Adjusted income from continuing operations: $115.3 million in the first half of 2010 ($1.79 per basic share), compared with $99.4 million ($1.55 per basic share) in the same period of 2009, an increase of $15.9 million ($0.24 per basic share) or 16.0%.
Financing activities

In May 2010, Osprey Media Publishing Inc. (“Osprey Media”) paid down the balance of its term credit facility and settled related hedge agreements for a total cash consideration of $116.3 million. This transaction led to the reclassification to income of a $1.9 million loss (excluding income tax and non-controlling interest) previously recorded under other comprehensive income.

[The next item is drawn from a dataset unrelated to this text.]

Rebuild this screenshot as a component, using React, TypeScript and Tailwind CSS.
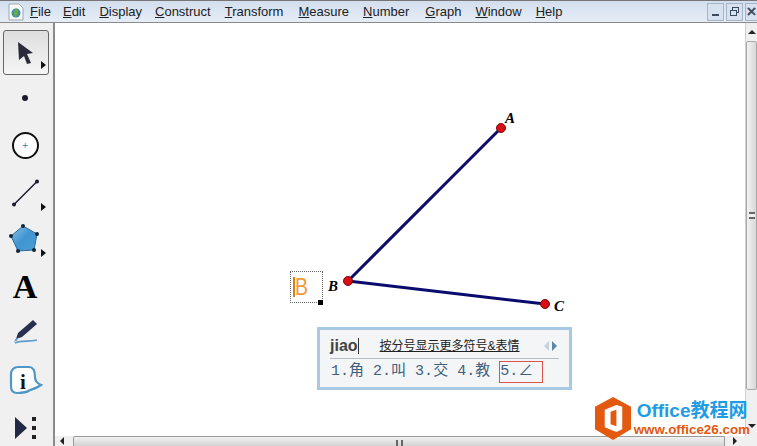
import { ReactNode } from 'react';

const sans = { fontFamily: '"Liberation Sans", "Noto Sans CJK SC", sans-serif' };

const menus = [
  { a: 'F', b: 'ile', cls: 'mr-[-2px]' },
  { a: 'E', b: 'dit', cls: '' },
  { a: 'D', b: 'isplay', cls: 'mr-[-1px]' },
  { a: 'C', b: 'onstruct', cls: '' },
  { a: 'T', b: 'ransform', cls: 'mr-[1px]' },
  { a: 'M', b: 'easure', cls: '' },
  { a: 'N', b: 'umber', cls: 'mr-[2px]' },
  { a: 'G', b: 'raph', cls: '' },
  { a: 'W', b: 'indow', cls: '' },
  { a: 'H', b: 'elp', cls: '' },
];

function Corner() {
  return <span className="absolute bottom-[5px] right-[2px] h-0 w-0 border-y-[4px] border-l-[5px] border-y-transparent border-l-[#111]" />;
}

function ToolSlot({ h, children, more }: { h: string; children: ReactNode; more?: boolean }) {
  return (
    <div className={`relative flex w-[46px] items-center justify-center ${h}`}>
      {children}
      {more && <Corner />}
    </div>
  );
}

function Toolbar() {
  return (
    <div className="flex w-[55px] shrink-0 flex-col items-start border-r-2 border-[#8a8a8a] bg-[#f0f0f0] pl-[2px] pt-[7px]">
      <ToolSlot h="h-[45px] ml-[1px] rounded-[3px] border border-[#666] bg-gradient-to-b from-[#dedede] to-[#f5f5f5]" more>
        <svg width="24" height="26" viewBox="0 0 24 26" className="mr-[3px]">
          <path d="M5 2 L20 13 L14 14 L18 23 L14 24 L11 16 L6 20 Z" fill="#2a2a3c" />
        </svg>
      </ToolSlot>
      <ToolSlot h="h-[46px]">
        <span className="h-[6px] w-[6px] rounded-full bg-[#1a1a2a]" />
      </ToolSlot>
      <ToolSlot h="h-[48px]">
        <span className="relative flex h-[27px] w-[27px] items-center justify-center rounded-full border-2 border-[#111] bg-white text-[10px] leading-none text-[#3a8fc4]">+</span>
      </ToolSlot>
      <ToolSlot h="h-[47px]" more>
        <svg width="32" height="32" viewBox="0 0 32 32">
          <line x1="5" y1="27.5" x2="28" y2="4.5" stroke="#1a1a2a" strokeWidth="1.4" />
          <circle cx="5" cy="27.5" r="2" fill="#1a1a2a" />
          <circle cx="28" cy="4.5" r="2" fill="#1a1a2a" />
        </svg>
      </ToolSlot>
      <ToolSlot h="h-[46px]" more>
        <svg width="32" height="32" viewBox="0 0 32 32">
          <defs>
            <linearGradient id="pent" x1="0" y1="0" x2="1" y2="1">
              <stop offset="0" stopColor="#8cc3e6" />
              <stop offset="0.5" stopColor="#3f95d0" />
              <stop offset="1" stopColor="#4e9fd6" />
            </linearGradient>
          </defs>
          <path d="M14 3 L28 11 L25 27 L9 28 L2 13 Z" fill="url(#pent)" stroke="#2d6a9e" strokeWidth="1" />
          {[[14, 3], [28, 11], [25, 27], [9, 28], [2, 13]].map(([x, y]) => (
            <circle key={x} cx={x} cy={y} r="2" fill="#15233a" />
          ))}
        </svg>
      </ToolSlot>
      <ToolSlot h="h-[50px]">
        <span className="text-[34px] font-bold leading-none text-black" style={{ fontFamily: '"Liberation Serif", serif' }}>A</span>
      </ToolSlot>
      <ToolSlot h="h-[40px]">
        <svg width="28" height="28" viewBox="0 0 28 28">
          <path d="M22 2 L26 6 L11 19 L5 21 L7 15 Z" fill="#28304f" />
          <path d="M4 25 C10 22 18 24 26 22" fill="none" stroke="#5b9ccc" strokeWidth="1.6" />
          <path d="M3 24 L5 20 L7 22 Z" fill="#5b9ccc" />
        </svg>
      </ToolSlot>
      <ToolSlot h="h-[58px]">
        <svg width="34" height="32" viewBox="0 0 34 32" className="ml-[2px]">
          <path d="M9 2 H20 C25 2 26 6 26 12 C26 15 27 18 32 20 C28 23 24 24 21 25 C17 28 12 28 8 28 C4 28 2 25 2 21 V9 C2 5 5 2 9 2 Z" fill="#fff" stroke="#4f97c7" strokeWidth="2.2" />
          <text x="14" y="24" textAnchor="middle" fontSize="21" fontWeight="700" fill="#151515" fontFamily="Liberation Serif">i</text>
        </svg>
      </ToolSlot>
      <ToolSlot h="h-[36px]">
        <div className="flex items-center gap-[5px]">
          <span className="h-0 w-0 border-y-[11px] border-l-[12px] border-y-transparent border-l-[#232845]" />
          <span className="flex flex-col gap-[5px]">
            <span className="h-[4px] w-[4px] bg-[#222]" />
            <span className="h-[4px] w-[4px] bg-[#222]" />
            <span className="h-[4px] w-[4px] bg-[#222]" />
          </span>
        </div>
      </ToolSlot>
    </div>
  );
}

function Label({ t, className }: { t: string; className: string }) {
  return (
    <span className={`absolute text-[15px] font-bold italic leading-none text-black ${className}`} style={{ fontFamily: '"Liberation Serif", serif' }}>
      {t}
    </span>
  );
}

function Candidate({ n, c, className }: { n: number; c: string; className?: string }) {
  return (
    <span className={`text-[15px] leading-[22px] text-[#3d5f80] ${className ?? ''}`} style={{ fontFamily: '"Liberation Mono", "Noto Sans CJK SC", monospace' }}>
      {n}.{c}
    </span>
  );
}

function ImeBox() {
  return (
    <div className="absolute left-[262px] top-[304px] h-[63px] w-[255px] border-[3px] border-[#a9c8e4] bg-[#f4f5f6] px-[10px] pt-[4px]" style={sans}>
      <div className="flex h-[25px] items-center border-b border-[#b5bcc4]">
        <span className="text-[16px] font-bold text-[#444]">jiao</span>
        <span className="h-[16px] w-px bg-[#333]" />
        <span className="ml-[21px] text-[12px] leading-none text-[#222] underline">按分号显示更多符号&amp;表情</span>
        <span className="ml-auto mr-[2px] flex items-center gap-[3px]">
          <span className="h-0 w-0 border-y-[5px] border-r-[5px] border-y-transparent border-r-[#c4d2df]" />
          <span className="h-0 w-0 border-y-[5px] border-l-[5px] border-y-transparent border-l-[#5b87ab]" />
        </span>
      </div>
      <div className="mt-[2px] flex items-center gap-[9px] pl-[1px]">
        <Candidate n={1} c="角" className="text-[#2a6a9a]" />
        <Candidate n={2} c="叫" />
        <Candidate n={3} c="交" />
        <Candidate n={4} c="教" />
        <span className="flex h-[22px] w-[44px] items-center border border-[#d9534f]">
          <Candidate n={5} c="∠" />
        </span>
      </div>
    </div>
  );
}

function Logo() {
  return (
    <div className="absolute bottom-[6px] right-[7px] flex items-start">
      <svg width="36" height="43" viewBox="0 0 37 44" className="mr-[3px]">
        <path d="M18.5 0 L37 10 V33 L18.5 44 L0 33 V10 Z" fill="#e2590f" />
        <path d="M10 13 L22 8 L28 10 V33 L22 36 L10 31 Z" fill="#fff" />
        <path d="M16 15 L22 13 V30 L16 28 Z" fill="#e2590f" />
      </svg>
      <div className="flex flex-col pt-[2px] font-bold leading-none" style={sans}>
        <span className="ml-[3px] text-[19px] leading-[23px] text-[#1f9ce4]">Office教程网</span>
        <span className="text-[13.4px] leading-[15px] text-[#e2590f]">www.office26.com</span>
      </div>
    </div>
  );
}

function Canvas() {
  return (
    <div className="relative min-w-0 flex-1 bg-white">
      <svg className="absolute inset-0" width="690" height="414">
        <line x1="293" y1="258" x2="446" y2="105" stroke="#0b0b6e" strokeWidth="3" />
        <line x1="293" y1="258" x2="490" y2="281" stroke="#0b0b6e" strokeWidth="3" />
        {[[446, 105], [293, 258], [490, 281]].map(([x, y]) => (
          <circle key={x} cx={x} cy={y} r="4.5" fill="#d90f14" stroke="#7a0b10" strokeWidth="1" />
        ))}
      </svg>
      <Label t="A" className="left-[450px] top-[88px]" />
      <Label t="B" className="left-[273px] top-[256px]" />
      <Label t="C" className="left-[499px] top-[276px]" />
      <div className="absolute left-[235px] top-[248px] flex h-[32px] w-[33px] items-center border border-dotted border-[#666] bg-white pl-[2px]">
        <span className="h-[20px] w-[1.5px] bg-[#e07b12]" />
        <span className="origin-left scale-x-[0.85] text-[23px] leading-none text-[#ef9a3d]" style={sans}>B</span>
        <span className="absolute -bottom-[3px] -right-[1px] h-[5px] w-[5px] bg-black" />
      </div>
      <ImeBox />
    </div>
  );
}

function MenuBar() {
  return (
    <div className="flex h-[23px] shrink-0 items-center border-y border-t-[#777] border-b-[#8a8a8a] bg-gradient-to-b from-[#d3deee] to-[#e6edf7] pl-[8px]" style={sans}>
      <svg width="16" height="18" viewBox="0 0 16 18" className="mr-[6px]">
        <path d="M1 1 H11 L15 5 V17 H1 Z" fill="#f8f8f8" stroke="#9aa" />
        <circle cx="8" cy="10" r="4.5" fill="#3f8fa8" />
        <path d="M8 5 C11 8 10 12 7 14 C5 11 6 8 8 5Z" fill="#6fae3c" />
      </svg>
      <div className="flex gap-[14px] text-[13px] leading-none text-[#222]">
        {menus.map(({ a, b, cls }) => (
          <span key={a} className={cls}>
            <span className="underline">{a}</span>
            {b}
          </span>
        ))}
      </div>
      <div className="ml-auto flex gap-[2px]">
        {['min', 'max', 'close'].map((k) => (
          <span key={k} className="flex h-[18px] w-[17px] items-center justify-center border border-[#a5b4c6] bg-[#d6e2f0] last:w-[12px] last:border-r-0">
            {k === 'min' && <span className="mt-[6px] h-[2px] w-[7px] bg-[#3b4a5c]" />}
            {k === 'max' && (
              <span className="relative h-[9px] w-[9px]">
                <span className="absolute right-0 top-0 h-[6px] w-[7px] border border-[#3b4a5c]" />
                <span className="absolute bottom-0 left-0 h-[6px] w-[7px] border border-[#3b4a5c] bg-[#d6e2f0]" />
              </span>
            )}
            {k === 'close' && <span className="text-[17px] font-bold leading-none text-[#3b4a5c]">×</span>}
          </span>
        ))}
      </div>
    </div>
  );
}

function VScroll() {
  return (
    <div className="flex w-[12px] shrink-0 flex-col border-l border-[#d0d0d0] bg-[#f0f0f0]">
      <div className="flex h-[18px] items-center justify-center">
        <span className="h-0 w-0 border-x-[4px] border-b-[4px] border-x-transparent border-b-[#222]" />
      </div>
      <div className="flex h-[349px] items-center justify-center rounded-[2px] border border-[#a8a8a8] bg-gradient-to-r from-[#f2f2f2] to-[#d8d8d8]">
        <span className="h-[7px] w-[6px] border-y-2 border-[#666] bg-[#f0f0f0]" />
      </div>
      <div className="flex flex-1 items-end justify-center pb-[8px]">
        <span className="h-0 w-0 border-x-[4px] border-t-[4px] border-x-transparent border-t-[#222]" />
      </div>
    </div>
  );
}

function HScroll() {
  return (
    <div className="flex h-[10px] shrink-0 items-start bg-[#f0f0f0]">
      <div className="flex h-full w-[18px] items-center justify-center pr-[4px]">
        <span className="h-0 w-0 border-y-[4px] border-r-[4px] border-y-transparent border-r-[#222]" />
      </div>
      <div className="flex h-[11px] w-[652px] justify-center rounded-t-[2px] border border-b-0 border-[#999] bg-gradient-to-b from-[#f2f2f2] to-[#cfcfcf]">
        <span className="mt-[3px] h-[7px] w-[7px] border-x-2 border-[#666]" />
      </div>
      <div className="flex h-full w-[20px] items-center justify-center">
        <span className="h-0 w-0 border-y-[4px] border-l-[4px] border-y-transparent border-l-[#222]" />
      </div>
    </div>
  );
}

export default function App() {
  return (
    <div className="relative flex h-[446px] w-[757px] flex-col overflow-hidden bg-white">
      <MenuBar />
      <div className="flex min-h-0 flex-1">
        <Toolbar />
        <div className="flex min-w-0 flex-1 flex-col">
          <div className="flex min-h-0 flex-1">
            <Canvas />
            <VScroll />
          </div>
          <HScroll />
        </div>
      </div>
      <Logo />
    </div>
  );
}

Osprey Media’s credit facilities were cancelled on June 30, 2010.
Dividends

On August 10, 2010, the Board of Directors of Quebecor declared a quarterly dividend of $0.05 per share on Class A Multiple Voting Shares and Class B Subordinate Voting Shares, payable on September 21, 2010 to shareholders of record at the close of business on August 27, 2010. This dividend is designated to be an eligible dividend, as provided under subsection 89(14) of the Canadian Income Tax Act and its provincial counterpart.